EXERCISE
Only a number is wanted: how many lines in these records contain the word "this"?

RECORDS FOR THE EXERCISE
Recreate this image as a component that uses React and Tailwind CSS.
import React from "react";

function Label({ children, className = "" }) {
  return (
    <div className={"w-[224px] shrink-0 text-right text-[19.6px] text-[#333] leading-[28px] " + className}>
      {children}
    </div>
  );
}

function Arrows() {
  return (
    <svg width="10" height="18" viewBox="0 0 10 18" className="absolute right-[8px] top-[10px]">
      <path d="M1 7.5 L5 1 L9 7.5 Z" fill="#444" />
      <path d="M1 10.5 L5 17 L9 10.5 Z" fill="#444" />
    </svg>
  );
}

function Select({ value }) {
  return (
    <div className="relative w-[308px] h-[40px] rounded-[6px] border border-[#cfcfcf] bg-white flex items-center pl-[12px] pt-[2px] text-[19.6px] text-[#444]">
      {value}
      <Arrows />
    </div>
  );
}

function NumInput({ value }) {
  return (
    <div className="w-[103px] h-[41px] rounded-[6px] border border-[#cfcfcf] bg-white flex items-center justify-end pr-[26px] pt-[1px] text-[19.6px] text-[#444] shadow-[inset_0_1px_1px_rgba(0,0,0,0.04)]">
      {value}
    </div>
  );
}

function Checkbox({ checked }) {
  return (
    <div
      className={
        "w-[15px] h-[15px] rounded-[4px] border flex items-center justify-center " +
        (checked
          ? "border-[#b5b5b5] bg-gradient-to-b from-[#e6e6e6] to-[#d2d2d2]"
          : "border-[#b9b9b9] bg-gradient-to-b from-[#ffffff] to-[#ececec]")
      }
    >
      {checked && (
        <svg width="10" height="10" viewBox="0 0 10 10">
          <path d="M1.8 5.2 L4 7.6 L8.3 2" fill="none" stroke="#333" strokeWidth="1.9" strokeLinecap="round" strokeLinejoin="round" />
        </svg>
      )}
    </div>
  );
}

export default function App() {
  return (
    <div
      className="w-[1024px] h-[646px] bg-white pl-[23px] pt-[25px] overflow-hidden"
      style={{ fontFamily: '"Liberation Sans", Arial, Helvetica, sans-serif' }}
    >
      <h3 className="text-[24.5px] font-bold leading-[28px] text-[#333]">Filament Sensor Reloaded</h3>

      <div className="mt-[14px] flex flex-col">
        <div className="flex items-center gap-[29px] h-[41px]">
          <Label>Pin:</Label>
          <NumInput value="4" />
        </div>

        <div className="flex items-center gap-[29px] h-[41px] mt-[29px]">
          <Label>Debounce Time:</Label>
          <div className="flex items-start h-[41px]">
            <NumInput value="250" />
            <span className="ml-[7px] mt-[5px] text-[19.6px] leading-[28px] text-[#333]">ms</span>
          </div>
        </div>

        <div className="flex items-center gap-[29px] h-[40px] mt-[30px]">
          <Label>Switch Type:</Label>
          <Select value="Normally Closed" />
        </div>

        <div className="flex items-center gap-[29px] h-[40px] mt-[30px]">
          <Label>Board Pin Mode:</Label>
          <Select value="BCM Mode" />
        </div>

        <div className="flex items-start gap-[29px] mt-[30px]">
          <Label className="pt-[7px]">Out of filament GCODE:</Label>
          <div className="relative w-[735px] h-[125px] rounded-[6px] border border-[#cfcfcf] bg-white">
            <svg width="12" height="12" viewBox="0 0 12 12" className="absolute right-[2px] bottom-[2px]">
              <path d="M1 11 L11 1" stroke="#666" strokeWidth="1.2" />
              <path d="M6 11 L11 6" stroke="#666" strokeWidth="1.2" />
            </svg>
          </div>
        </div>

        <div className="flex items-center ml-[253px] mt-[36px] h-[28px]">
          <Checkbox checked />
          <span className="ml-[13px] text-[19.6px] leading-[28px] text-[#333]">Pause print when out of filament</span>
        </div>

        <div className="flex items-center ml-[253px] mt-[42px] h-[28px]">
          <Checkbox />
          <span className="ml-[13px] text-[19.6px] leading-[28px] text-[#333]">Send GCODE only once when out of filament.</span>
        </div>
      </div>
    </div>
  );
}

* * *

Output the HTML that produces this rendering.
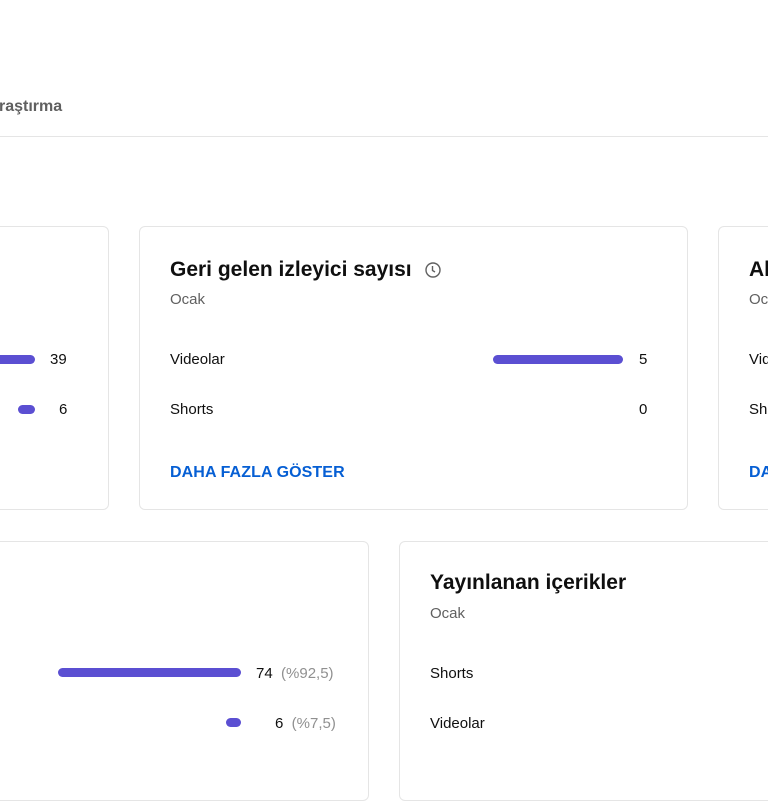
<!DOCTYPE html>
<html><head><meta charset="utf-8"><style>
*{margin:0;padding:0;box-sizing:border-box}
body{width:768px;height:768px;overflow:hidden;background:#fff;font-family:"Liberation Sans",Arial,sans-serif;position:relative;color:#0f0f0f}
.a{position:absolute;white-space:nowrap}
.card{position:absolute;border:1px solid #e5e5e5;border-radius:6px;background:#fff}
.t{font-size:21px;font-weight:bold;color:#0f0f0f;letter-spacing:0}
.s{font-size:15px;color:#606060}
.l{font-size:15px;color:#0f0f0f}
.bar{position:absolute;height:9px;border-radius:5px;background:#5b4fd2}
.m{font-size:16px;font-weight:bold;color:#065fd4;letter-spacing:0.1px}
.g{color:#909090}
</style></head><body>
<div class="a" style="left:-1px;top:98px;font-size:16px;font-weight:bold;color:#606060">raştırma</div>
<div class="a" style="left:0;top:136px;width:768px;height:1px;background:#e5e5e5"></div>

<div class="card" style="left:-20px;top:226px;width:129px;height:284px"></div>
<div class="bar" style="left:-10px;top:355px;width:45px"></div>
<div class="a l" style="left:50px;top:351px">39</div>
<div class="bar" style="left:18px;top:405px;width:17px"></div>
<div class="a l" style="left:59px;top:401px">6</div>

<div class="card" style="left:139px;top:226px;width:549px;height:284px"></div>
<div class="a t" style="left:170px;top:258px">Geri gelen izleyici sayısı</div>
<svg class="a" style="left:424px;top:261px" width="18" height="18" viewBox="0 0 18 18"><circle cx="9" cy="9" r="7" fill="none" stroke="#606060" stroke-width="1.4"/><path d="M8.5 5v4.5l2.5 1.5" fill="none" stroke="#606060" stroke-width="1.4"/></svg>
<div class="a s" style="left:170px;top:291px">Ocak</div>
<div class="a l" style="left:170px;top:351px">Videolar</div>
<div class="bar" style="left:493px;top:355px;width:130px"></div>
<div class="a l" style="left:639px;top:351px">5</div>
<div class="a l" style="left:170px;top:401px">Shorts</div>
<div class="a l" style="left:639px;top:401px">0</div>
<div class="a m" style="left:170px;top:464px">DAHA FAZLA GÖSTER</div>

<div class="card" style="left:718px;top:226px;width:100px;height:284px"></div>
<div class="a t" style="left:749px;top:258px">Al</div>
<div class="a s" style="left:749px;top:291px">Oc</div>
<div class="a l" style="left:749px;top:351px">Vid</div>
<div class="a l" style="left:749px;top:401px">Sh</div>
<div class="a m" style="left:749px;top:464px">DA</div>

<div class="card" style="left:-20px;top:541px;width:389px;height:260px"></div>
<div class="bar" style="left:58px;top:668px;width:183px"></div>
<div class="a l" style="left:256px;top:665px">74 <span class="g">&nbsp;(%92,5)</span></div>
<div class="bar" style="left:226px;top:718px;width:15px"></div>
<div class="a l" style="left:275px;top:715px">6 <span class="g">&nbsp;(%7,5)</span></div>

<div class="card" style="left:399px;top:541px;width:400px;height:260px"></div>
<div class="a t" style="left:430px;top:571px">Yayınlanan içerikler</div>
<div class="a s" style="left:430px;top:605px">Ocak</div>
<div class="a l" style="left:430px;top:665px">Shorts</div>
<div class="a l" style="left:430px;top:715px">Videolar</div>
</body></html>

RESULT OF THE TASK
2